Athens, early 20th century. A sea of red-tiled rooftops—without a single apartment block—spreads between Mount Lycabettus  and the Acropolis. In between, the copper-covered dome of the Metropolitan Cathedral gleams under the Attic sun. Delos, before the sacred lake was drained in 1925, one of the original six Naxian marble lions stands guard by its shimmering waters. Mykonos, with its iconic windmills watching over the deep blue Aegean above the harbor of Chora.

These images, taken between 1908 and 1910, are some of the first color photographs ever captured of Athens and the Cycladic islands. Though the landscapes may be familiar, they surprise the eye—not rendered in black and white, but bathed in color thanks to autochrome, a pioneering photographic process that served as the “grandmother” of modern color photography.

These are among the earliest examples of color archaeological photography—rare, delicate, and largely unknown to the public. Recorded using the Lumière brothers’ 1904 invention, the autochrome technique involved capturing images on fragile glass plates coated with dyed potato starch grains. Very few of these photos have ever been published in academic journals. This collection is now emerging from obscurity—a precious visual archive of photography, archaeology, and topography—digitized and made accessible online, offering a rare color journey through early 20th-century Attica and the Cyclades.

The Photographer

Behind the camera was Joseph Sémonaire, an archaeologist and secretary of the French School of Athens during the 1920s. The rediscovery of his work—315 images in total, including transparencies, stereoscopic shots (which give a 3D effect), and negatives on glass plates—came about when his descendants donated the material to the French School at Athens in 2019, along with some of his original photographic equipment.

At the end of 2023, thanks to a project funded by France’s Ministry of Higher Education and Research, the “Archaeology of Transparency” initiative began. Led by the French School at Athens, the project aims to digitize 4,576 of the school’s more than 14,000 glass plates, focusing primarily on Delos. It also includes the study of five vintage cameras and 70 storage boxes used for the plates—including those from Sémonaire and another archaeologist, René Vallois.

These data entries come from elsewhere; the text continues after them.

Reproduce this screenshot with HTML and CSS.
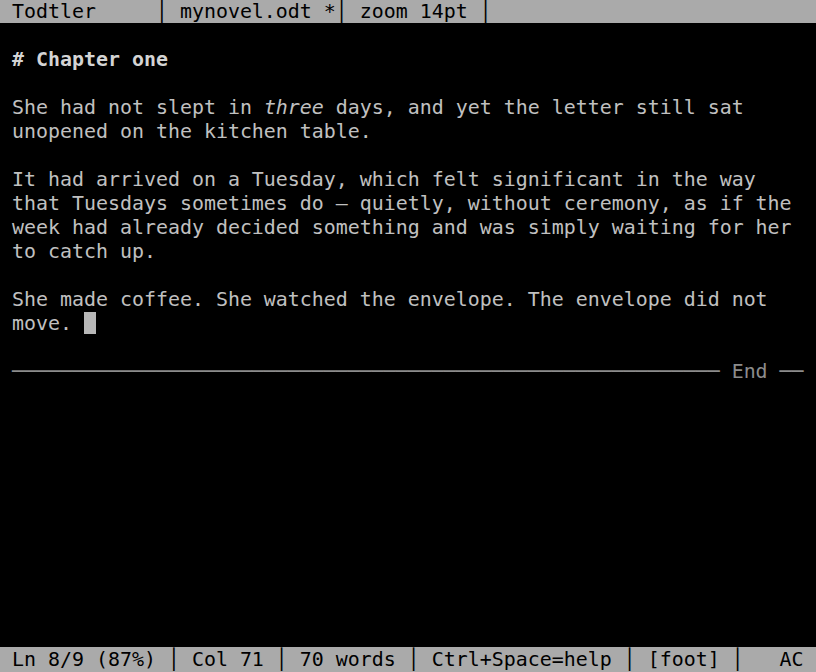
FILE: index.html
```html
<!DOCTYPE html>
<html>
<head>
<meta charset="utf-8">
<title>Todtler</title>
<link rel="stylesheet" href="styles.css">
</head>
<body>
<div class="term">
  <div class="bar top"> Todtler     │ mynovel.odt *│ zoom 14pt │</div>
  <div class="doc">
    <div class="ln"></div>
    <div class="ln head"> # Chapter one</div>
    <div class="ln"></div>
    <div class="ln"> She had not slept in <i>three</i> days, and yet the letter still sat</div>
    <div class="ln"> unopened on the kitchen table.</div>
    <div class="ln"></div>
    <div class="ln"> It had arrived on a Tuesday, which felt significant in the way</div>
    <div class="ln"> that Tuesdays sometimes do — quietly, without ceremony, as if the</div>
    <div class="ln"> week had already decided something and was simply waiting for her</div>
    <div class="ln"> to catch up.</div>
    <div class="ln"></div>
    <div class="ln"> She made coffee. She watched the envelope. The envelope did not</div>
    <div class="ln"> move. <span class="cursor"> </span></div>
    <div class="ln"></div>
    <div class="ln rule"> ─────────────────────────────────────────────────────────── End ──</div>
  </div>
  <div class="bar bottom"> Ln 8/9 (87%) │ Col 71 │ 70 words │ Ctrl+Space=help │ [foot] │   AC </div>
</div>
</body>
</html>
```
FILE: styles.css
```css
html, body {
  margin: 0;
  padding: 0;
  background: #000;
}
.term {
  width: 816px;
  height: 672px;
  display: flex;
  flex-direction: column;
  overflow: hidden;
  font-family: "DejaVu Sans Mono", monospace;
  font-size: 19.93px;
  line-height: 24px;
  color: #c0c0c0;
  background: #000;
}
.bar {
  background: #aaaaaa;
  color: #000;
  white-space: pre;
  overflow: hidden;
}
.top {
  height: 23px;
  line-height: 23px;
}
.doc {
  flex: 1;
  overflow: hidden;
}
.ln {
  height: 24px;
  box-sizing: border-box;
  padding-top: 1px;
  white-space: pre;
}
.head {
  font-weight: bold;
  color: #d4d4d4;
}
.ln i {
  font-style: italic;
}
.cursor {
  display: inline-block;
  width: 12px;
  height: 22px;
  vertical-align: top;
  background: #b8b8b8;
}
.rule {
  color: #8c8c8c;
}
.bottom {
  height: 25px;
  line-height: 25px;
}
```
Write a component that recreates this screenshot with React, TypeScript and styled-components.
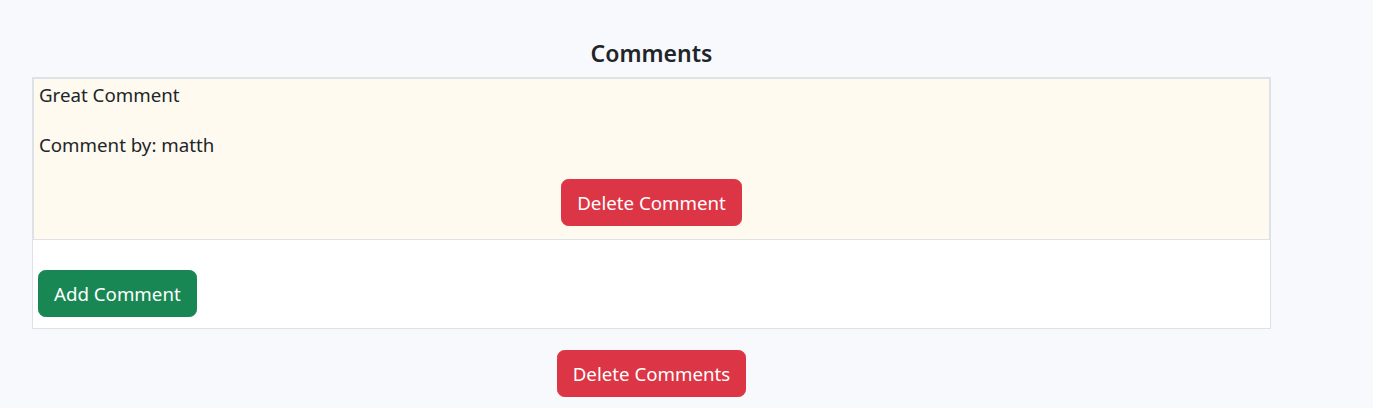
import React from "react";
import styled, { createGlobalStyle } from "styled-components";

const GlobalStyle = createGlobalStyle`
  html, body {
    margin: 0;
    padding: 0;
    background: #f8f9fd;
    color: #212529;
    font-family: "Noto Sans", "Open Sans", sans-serif;
    font-size: 18.7px;
  }
`;

const Page = styled.div`
  width: 1239px;
  padding: 38px 0 0 32px;
  display: flex;
  flex-direction: column;
  align-items: stretch;
`;

const Title = styled.h5`
  margin: 0 0 9px;
  font-size: 23px;
  line-height: 30px;
  font-weight: 600;
  text-align: center;
`;

const Panel = styled.div`
  border: 1px solid #dee2e6;
  background: #ffffff;
  display: flex;
  flex-direction: column;
`;

const CommentCard = styled.div`
  background: #fefaef;
  border: 1px solid #dee2e6;
  padding: 0 5px 13px;
  display: flex;
  flex-direction: column;
  align-items: flex-start;
`;

const Text = styled.p`
  margin: 0 0 20px;
  font-size: 18.7px;
  line-height: 30px;
  padding-top: 1px;
  height: 30px;
  box-sizing: border-box;
`;

const Footer = styled.div`
  padding: 30px 5px 11px;
  display: flex;
`;

const Button = styled.button<{ $variant: "danger" | "success"; $center?: boolean }>`
  font-family: inherit;
  font-size: 18.7px;
  line-height: 30px;
  padding: 7.5px 15px;
  border: 1px solid ${(p) => (p.$variant === "danger" ? "#dc3545" : "#198754")};
  background: ${(p) => (p.$variant === "danger" ? "#dc3545" : "#198754")};
  color: #ffffff;
  border-radius: 7.5px;
  cursor: pointer;
  align-self: ${(p) => (p.$center ? "center" : "flex-start")};
`;

const BottomRow = styled.div`
  display: flex;
  justify-content: center;
  margin-top: 21px;
`;

export default function App() {
  return (
    <>
      <GlobalStyle />
      <Page>
        <Title>Comments</Title>
        <Panel>
          <CommentCard>
            <Text>Great Comment</Text>
            <Text>Comment by: matth</Text>
            <Button $variant="danger" $center>
              Delete Comment
            </Button>
          </CommentCard>
          <Footer>
            <Button $variant="success">Add Comment</Button>
          </Footer>
        </Panel>
        <BottomRow>
          <Button $variant="danger">Delete Comments</Button>
        </BottomRow>
      </Page>
    </>
  );
}
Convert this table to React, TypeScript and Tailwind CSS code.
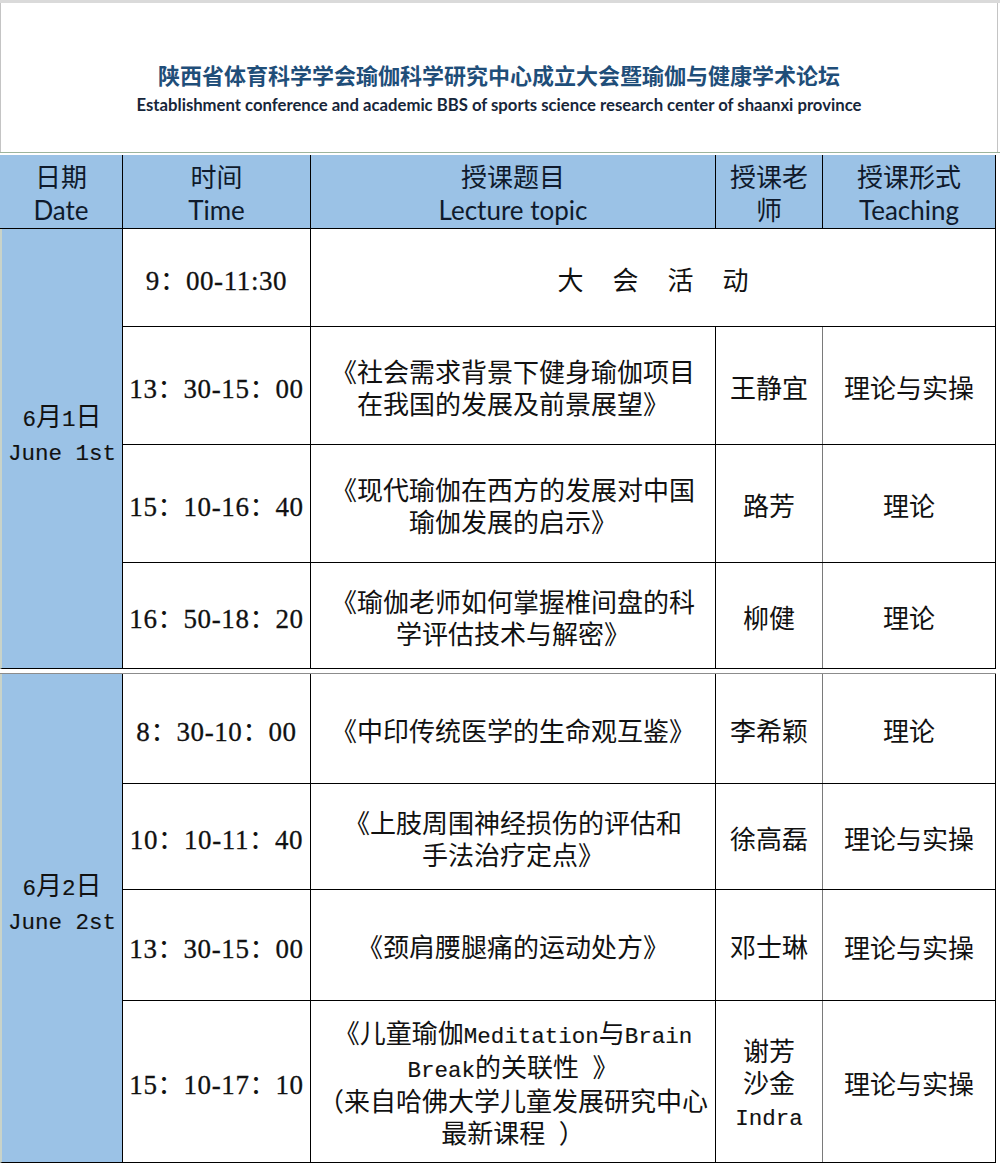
import React from "react";

const ASCII = /^[\x20-\x7E]+$/;

function Mix({ text, serif }: { text: string; serif?: boolean }) {
  const parts = text.split(/([\x20-\x7E]+)/).filter((p) => p.length > 0);
  return (
    <>
      {parts.map((p, i) =>
        ASCII.test(p) ? (
          serif ? (
            <span key={i} className="font-['Liberation_Serif',serif] text-[27px] tracking-[0.6px] whitespace-pre [-webkit-text-stroke:0.3px_#111]">
              {p}
            </span>
          ) : (
            <span key={i} className="font-['Liberation_Mono',monospace] text-[22.5px] whitespace-pre [-webkit-text-stroke:0.15px_#111]">
              {p}
            </span>
          )
        ) : (
          <span key={i}>{p}</span>
        )
      )}
    </>
  );
}

type Row = {
  h: string;
  time: string;
  span?: string[];
  topic?: string[];
  teacher?: string[];
  form?: string;
};

const day1: Row[] = [
  { h: "h-[98px]", time: "9：00-11:30", span: ["大", "会", "活", "动"] },
  {
    h: "h-[118px]",
    time: "13：30-15：00",
    topic: ["《社会需求背景下健身瑜伽项目", "在我国的发展及前景展望》"],
    teacher: ["王静宜"],
    form: "理论与实操",
  },
  {
    h: "h-[118px]",
    time: "15：10-16：40",
    topic: ["《现代瑜伽在西方的发展对中国", "瑜伽发展的启示》"],
    teacher: ["路芳"],
    form: "理论",
  },
  {
    h: "h-[106px]",
    time: "16：50-18：20",
    topic: ["《瑜伽老师如何掌握椎间盘的科", "学评估技术与解密》"],
    teacher: ["柳健"],
    form: "理论",
  },
];

const day2: Row[] = [
  {
    h: "h-[110px]",
    time: "8：30-10：00",
    topic: ["《中印传统医学的生命观互鉴》"],
    teacher: ["李希颖"],
    form: "理论",
  },
  {
    h: "h-[106px]",
    time: "10：10-11：40",
    topic: ["《上肢周围神经损伤的评估和", "手法治疗定点》"],
    teacher: ["徐高磊"],
    form: "理论与实操",
  },
  {
    h: "h-[111px]",
    time: "13：30-15：00",
    topic: ["《颈肩腰腿痛的运动处方》"],
    teacher: ["邓士琳"],
    form: "理论与实操",
  },
  {
    h: "h-[162px]",
    time: "15：10-17：10",
    topic: [
      "《儿童瑜伽Meditation与Brain",
      "Break的关联性 》",
      "（来自哈佛大学儿童发展研究中心",
      "最新课程 ）",
    ],
    teacher: ["谢芳", "沙金", "Indra"],
    form: "理论与实操",
  },
];

function Lines({ lines }: { lines: string[] }) {
  return (
    <div className="flex flex-col items-center leading-[32px]">
      {lines.map((l, i) => (
        <div key={i} className="whitespace-pre">
          <Mix text={l} />
        </div>
      ))}
    </div>
  );
}

function BodyRow({ r }: { r: Row }) {
  const cell = "shrink-0 flex items-center justify-center pt-[8px]";
  return (
    <div className={`flex ${r.h} border-b border-black`}>
      <div className={`w-[188px] border-r border-black ${cell}`}>
        <Mix text={r.time} serif />
      </div>
      {r.span ? (
        <div className={`w-[685px] border-r border-black gap-[29px] ${cell}`}>
          {r.span.map((c) => (
            <span key={c}>{c}</span>
          ))}
        </div>
      ) : (
        <>
          <div className={`w-[405px] border-r border-black ${cell}`}>
            <Lines lines={r.topic ?? []} />
          </div>
          <div className={`w-[107px] border-r border-[#7a7a7a] ${cell}`}>
            <Lines lines={r.teacher ?? []} />
          </div>
          <div className={`w-[173px] border-r border-black ${cell}`}>
            <Mix text={r.form ?? ""} />
          </div>
        </>
      )}
    </div>
  );
}

function Day({ date, en, rows }: { date: string; en: string; rows: Row[] }) {
  return (
    <div className="flex">
      <div className="w-[123px] shrink-0 bg-[#9bc2e6] border-l-2 border-l-[#c9d3c9] border-r border-b border-r-black border-b-black flex flex-col items-center justify-center pb-[26px] leading-[32px]">
        <div>
          <Mix text={date} />
        </div>
        <div>
          <Mix text={en} />
        </div>
      </div>
      <div className="flex flex-col w-[873px]">
        {rows.map((r, i) => (
          <BodyRow key={i} r={r} />
        ))}
      </div>
    </div>
  );
}

export default function App() {
  const headCell = "shrink-0 border-r border-black flex flex-col items-center justify-center pt-[4px] leading-[33px]";
  return (
    <div className="w-[1000px] h-[1170px] bg-white overflow-hidden text-[#111111] font-['Liberation_Serif','Noto_Sans_CJK_SC',serif] text-[26px]">
      <div className="h-[3px] bg-[#dadada]" />
      <div className="h-[149px] w-[998px] border-x border-[#c4c4c4] flex flex-col items-center pt-[55px]">
        <div className="font-['Noto_Sans_CJK_SC',sans-serif] font-bold text-[22px] leading-[32px] text-[#1f4e79]">
          陕西省体育科学学会瑜伽科学研究中心成立大会暨瑜伽与健康学术论坛
        </div>
        <div className="mt-[4px] font-['Lato','Noto_Sans',sans-serif] font-bold text-[16.7px] leading-[22px] text-[#17263a] whitespace-nowrap">
          Establishment conference and academic BBS of sports science research center of shaanxi province
        </div>
      </div>
      <div className="h-[3px] border-t border-[#9db49d]" />
      <div className="flex h-[74px] bg-[#9bc2e6] border-b border-black w-[996px] font-['Lato','Noto_Sans_CJK_SC',sans-serif] text-[26px] text-[#0f1a2c]">
        <div className={`w-[123px] ${headCell}`}>
          <div>日期</div>
          <div>Date</div>
        </div>
        <div className={`w-[188px] ${headCell}`}>
          <div>时间</div>
          <div>Time</div>
        </div>
        <div className={`w-[405px] ${headCell}`}>
          <div>授课题目</div>
          <div>Lecture topic</div>
        </div>
        <div className={`w-[107px] ${headCell}`}>
          <div>授课老</div>
          <div>师</div>
        </div>
        <div className={`w-[173px] ${headCell}`}>
          <div>授课形式</div>
          <div>Teaching</div>
        </div>
      </div>
      <Day date="6月1日" en="June 1st" rows={day1} />
      <div className="h-[5px] border-b border-[#8c8c8c] w-[996px]" />
      <Day date="6月2日" en="June 2st" rows={day2} />
      <div className="h-[7px]" />
    </div>
  );
}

“It’s astonishing material—color photographs of Delos from this period are extremely rare,” explains Marie Stahl, head of the French School’s archives. “We were thrilled when we opened the boxes and found the plates in such excellent condition. We had seen individual examples of autochromes before, but never a cohesive collection like this. It completely changes the game.”

“I knew who Sémonaire was,” Stahl continues, “but I didn’t realize he had such a personal passion for photography. Many of his peers at the time shared this interest, as photography was becoming an important tool for scientific documentation.”

She carefully lifts one of the glass plates with gloved hands, holding it up to the light to reveal its image.

A Dreamlike Glimpse into the Past

The Parthenon, the Propylaea, the Erechtheion, the Temple of Athena Nike, distant views of the Acropolis from Mount Lycabettus, the mosaics of Delos, the shattered rows of its ancient theater, the House of Cleopatra—each image softened by translucent, dreamy colors. “They truly have an impressionistic quality,” Stahl says. The effect comes from the potato starch grains used in the autochrome process, which acted as color filters. Light passed through them onto the black-and-white emulsion below, producing a delicate, almost painterly result.

The First Commercial Color Process

“Most people don’t realize that color photography already existed in the early 1900s,” Stahl notes. “That’s what makes this collection so valuable—not just for archaeologists, but for photography historians as well. There were attempts at color images before autochrome, but this was the first technique that actually worked and became commercially viable.”

Can these photographs help archaeologists recover information lost over time? “That’s really a question for the archaeologists themselves,” she says. “My job is to preserve the material and provide access to it. But yes, these images can definitely shed light on the everyday practices of fieldwork at the time—the tools used, the organization of excavation sites. Understanding how archaeology was done in the past is itself a subject of historical study.”

A Fragile Process

What was the biggest challenge the French School faced in handling the archive from its arrival to its digitization? “Because the materials are so fragile,” Stahl explains, “we couldn’t inventory them before cleaning and digitizing them—as is normally done—but had to do it afterward. That reversed workflow was a particular challenge for us.”